SHORT PROBLEM |
Copy each line below that includes "components".

***** DATASET EXCERPT *****

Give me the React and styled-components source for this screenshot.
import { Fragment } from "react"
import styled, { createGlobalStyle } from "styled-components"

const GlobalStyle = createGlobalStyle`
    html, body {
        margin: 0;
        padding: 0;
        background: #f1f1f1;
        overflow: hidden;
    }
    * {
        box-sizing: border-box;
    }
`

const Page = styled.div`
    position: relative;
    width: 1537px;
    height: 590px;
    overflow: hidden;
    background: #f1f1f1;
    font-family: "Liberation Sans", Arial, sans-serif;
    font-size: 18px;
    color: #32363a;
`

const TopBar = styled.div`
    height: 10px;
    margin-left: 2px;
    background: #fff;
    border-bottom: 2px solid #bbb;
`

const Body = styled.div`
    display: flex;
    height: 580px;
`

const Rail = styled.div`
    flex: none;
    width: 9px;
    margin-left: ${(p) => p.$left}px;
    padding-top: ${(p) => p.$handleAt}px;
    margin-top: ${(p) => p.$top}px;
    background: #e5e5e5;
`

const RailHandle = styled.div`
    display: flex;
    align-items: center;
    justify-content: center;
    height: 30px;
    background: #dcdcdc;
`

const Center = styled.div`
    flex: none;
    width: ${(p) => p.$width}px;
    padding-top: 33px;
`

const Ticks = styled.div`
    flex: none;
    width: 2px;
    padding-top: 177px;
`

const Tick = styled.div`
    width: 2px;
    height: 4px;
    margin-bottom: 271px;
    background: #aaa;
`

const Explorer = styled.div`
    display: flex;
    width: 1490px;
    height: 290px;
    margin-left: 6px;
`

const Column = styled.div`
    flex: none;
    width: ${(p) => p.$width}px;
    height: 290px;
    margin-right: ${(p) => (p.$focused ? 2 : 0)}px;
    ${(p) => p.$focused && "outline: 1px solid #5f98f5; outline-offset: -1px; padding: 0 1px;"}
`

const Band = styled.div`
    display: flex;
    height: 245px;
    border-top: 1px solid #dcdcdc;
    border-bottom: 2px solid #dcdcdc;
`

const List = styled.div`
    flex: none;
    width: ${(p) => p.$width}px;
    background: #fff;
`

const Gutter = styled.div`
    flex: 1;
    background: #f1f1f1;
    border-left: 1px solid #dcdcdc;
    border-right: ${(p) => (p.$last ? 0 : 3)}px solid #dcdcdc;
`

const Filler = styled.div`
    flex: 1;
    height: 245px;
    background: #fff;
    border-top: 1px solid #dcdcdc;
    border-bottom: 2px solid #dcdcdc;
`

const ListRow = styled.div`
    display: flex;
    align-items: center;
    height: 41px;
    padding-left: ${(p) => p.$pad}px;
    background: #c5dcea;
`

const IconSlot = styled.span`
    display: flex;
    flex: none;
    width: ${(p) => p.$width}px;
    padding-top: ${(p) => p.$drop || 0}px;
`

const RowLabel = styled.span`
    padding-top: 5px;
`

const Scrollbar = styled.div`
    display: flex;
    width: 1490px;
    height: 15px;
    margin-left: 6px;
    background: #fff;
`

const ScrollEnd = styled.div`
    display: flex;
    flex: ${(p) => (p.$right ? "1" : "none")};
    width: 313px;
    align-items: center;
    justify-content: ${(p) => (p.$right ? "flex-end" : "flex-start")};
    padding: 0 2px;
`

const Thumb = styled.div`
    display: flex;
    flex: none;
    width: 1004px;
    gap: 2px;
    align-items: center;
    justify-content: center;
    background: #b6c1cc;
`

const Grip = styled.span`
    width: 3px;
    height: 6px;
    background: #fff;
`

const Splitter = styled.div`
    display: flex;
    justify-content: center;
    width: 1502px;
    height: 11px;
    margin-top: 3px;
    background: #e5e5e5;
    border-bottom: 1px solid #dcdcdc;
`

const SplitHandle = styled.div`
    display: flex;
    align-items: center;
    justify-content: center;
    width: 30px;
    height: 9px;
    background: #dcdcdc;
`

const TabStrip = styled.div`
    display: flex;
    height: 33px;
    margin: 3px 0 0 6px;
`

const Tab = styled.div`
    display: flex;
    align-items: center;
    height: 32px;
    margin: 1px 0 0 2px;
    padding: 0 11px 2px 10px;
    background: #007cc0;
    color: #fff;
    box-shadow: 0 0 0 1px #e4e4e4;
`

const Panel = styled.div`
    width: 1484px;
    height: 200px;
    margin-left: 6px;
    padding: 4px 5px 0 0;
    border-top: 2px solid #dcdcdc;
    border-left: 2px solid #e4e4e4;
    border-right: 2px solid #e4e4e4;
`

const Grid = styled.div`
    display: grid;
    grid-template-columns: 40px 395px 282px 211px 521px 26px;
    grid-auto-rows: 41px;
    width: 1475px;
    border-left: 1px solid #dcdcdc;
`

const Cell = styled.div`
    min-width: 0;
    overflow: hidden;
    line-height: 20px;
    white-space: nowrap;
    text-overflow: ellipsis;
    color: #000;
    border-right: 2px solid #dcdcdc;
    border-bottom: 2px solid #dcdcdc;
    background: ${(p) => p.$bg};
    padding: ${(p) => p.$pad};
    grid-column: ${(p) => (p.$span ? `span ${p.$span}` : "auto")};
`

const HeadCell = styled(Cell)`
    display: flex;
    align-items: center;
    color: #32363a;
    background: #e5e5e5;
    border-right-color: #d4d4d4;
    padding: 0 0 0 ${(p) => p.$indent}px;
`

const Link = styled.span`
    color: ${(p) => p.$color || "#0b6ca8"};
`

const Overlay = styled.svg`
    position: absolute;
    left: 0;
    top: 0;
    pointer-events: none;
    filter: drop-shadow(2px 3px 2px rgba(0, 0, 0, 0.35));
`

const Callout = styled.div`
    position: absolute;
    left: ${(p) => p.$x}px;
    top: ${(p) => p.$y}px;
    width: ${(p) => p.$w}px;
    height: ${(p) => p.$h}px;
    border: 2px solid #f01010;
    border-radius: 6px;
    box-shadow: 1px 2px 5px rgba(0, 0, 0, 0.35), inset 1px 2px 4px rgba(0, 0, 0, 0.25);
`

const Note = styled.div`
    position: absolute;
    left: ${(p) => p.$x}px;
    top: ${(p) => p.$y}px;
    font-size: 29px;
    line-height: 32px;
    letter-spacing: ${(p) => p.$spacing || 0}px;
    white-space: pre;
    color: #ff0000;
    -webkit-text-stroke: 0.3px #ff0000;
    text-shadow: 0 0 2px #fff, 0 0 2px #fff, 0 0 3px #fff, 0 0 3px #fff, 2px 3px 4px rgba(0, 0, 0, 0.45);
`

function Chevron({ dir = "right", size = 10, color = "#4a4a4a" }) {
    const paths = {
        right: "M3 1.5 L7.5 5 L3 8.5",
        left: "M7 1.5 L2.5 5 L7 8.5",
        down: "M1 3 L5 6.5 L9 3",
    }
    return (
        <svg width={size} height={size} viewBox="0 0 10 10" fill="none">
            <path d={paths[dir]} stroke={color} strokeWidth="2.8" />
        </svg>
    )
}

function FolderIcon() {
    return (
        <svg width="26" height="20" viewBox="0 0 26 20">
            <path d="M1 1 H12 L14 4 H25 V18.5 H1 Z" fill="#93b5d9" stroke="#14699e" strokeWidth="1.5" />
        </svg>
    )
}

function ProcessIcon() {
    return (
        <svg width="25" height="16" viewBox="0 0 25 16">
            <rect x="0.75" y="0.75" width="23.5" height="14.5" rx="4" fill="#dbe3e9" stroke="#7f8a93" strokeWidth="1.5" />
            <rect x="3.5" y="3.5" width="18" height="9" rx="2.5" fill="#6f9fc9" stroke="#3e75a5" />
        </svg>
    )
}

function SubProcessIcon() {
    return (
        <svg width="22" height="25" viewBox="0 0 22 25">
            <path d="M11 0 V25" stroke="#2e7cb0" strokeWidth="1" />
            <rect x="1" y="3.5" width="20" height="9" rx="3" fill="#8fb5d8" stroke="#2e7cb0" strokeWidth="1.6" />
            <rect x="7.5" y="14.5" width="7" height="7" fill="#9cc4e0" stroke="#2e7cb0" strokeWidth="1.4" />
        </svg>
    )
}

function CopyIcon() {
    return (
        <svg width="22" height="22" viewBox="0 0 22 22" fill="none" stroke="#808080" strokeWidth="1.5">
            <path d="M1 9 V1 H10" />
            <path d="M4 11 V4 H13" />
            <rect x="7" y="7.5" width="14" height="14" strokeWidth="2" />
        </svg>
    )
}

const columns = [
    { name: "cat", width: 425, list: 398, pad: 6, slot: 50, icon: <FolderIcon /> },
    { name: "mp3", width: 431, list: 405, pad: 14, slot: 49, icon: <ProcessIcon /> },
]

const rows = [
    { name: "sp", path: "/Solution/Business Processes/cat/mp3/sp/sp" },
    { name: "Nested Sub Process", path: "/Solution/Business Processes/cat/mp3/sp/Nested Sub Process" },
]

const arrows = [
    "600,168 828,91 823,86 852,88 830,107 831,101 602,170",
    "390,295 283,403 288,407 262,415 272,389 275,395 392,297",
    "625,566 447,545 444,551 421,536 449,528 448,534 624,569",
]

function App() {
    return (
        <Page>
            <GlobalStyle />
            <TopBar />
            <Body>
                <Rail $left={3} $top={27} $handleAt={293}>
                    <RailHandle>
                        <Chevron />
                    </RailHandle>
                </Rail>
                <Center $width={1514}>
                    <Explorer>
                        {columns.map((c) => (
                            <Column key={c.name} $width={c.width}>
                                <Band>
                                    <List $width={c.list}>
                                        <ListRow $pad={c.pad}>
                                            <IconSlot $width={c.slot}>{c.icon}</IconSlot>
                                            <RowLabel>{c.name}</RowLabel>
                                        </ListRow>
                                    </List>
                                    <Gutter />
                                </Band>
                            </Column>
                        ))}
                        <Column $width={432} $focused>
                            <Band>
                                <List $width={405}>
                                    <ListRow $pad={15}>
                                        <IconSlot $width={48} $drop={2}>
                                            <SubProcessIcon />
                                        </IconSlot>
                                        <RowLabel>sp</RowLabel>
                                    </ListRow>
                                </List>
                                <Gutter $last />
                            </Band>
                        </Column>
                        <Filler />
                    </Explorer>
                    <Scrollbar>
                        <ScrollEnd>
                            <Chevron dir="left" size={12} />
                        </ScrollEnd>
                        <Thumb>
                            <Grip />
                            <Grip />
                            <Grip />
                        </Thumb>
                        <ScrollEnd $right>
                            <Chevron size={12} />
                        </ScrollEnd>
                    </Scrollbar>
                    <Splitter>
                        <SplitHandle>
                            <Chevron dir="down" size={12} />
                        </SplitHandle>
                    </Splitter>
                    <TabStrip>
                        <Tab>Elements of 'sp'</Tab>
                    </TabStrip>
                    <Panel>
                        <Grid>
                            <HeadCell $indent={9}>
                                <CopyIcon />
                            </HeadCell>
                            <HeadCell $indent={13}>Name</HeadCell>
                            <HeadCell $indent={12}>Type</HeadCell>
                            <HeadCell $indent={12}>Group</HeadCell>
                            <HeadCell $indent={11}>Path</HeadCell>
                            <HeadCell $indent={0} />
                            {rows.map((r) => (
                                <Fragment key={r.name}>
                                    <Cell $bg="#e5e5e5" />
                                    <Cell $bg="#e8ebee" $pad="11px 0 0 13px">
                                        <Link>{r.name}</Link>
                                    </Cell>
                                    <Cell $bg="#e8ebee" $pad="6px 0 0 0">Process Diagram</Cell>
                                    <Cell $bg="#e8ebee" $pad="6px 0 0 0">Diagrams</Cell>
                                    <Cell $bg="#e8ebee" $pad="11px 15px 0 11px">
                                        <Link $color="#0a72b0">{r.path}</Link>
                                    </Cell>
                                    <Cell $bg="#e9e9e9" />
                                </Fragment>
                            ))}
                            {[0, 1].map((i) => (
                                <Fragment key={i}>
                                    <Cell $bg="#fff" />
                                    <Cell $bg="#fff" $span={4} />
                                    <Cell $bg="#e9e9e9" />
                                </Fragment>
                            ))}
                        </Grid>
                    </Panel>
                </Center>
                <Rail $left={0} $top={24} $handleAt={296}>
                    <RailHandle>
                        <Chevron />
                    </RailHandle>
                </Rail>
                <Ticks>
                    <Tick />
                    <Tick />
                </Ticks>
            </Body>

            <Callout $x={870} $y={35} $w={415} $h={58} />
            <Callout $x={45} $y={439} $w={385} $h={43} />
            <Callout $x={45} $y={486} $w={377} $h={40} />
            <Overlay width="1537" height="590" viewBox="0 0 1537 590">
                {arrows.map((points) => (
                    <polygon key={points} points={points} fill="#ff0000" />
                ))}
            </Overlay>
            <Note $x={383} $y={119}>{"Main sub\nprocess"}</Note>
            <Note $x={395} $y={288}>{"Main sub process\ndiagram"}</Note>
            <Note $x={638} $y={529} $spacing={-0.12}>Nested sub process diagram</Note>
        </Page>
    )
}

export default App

*****

WRITTEN REPLY |
Give me the React and styled-components source for this screenshot.
import styled, { createGlobalStyle } from "styled-components"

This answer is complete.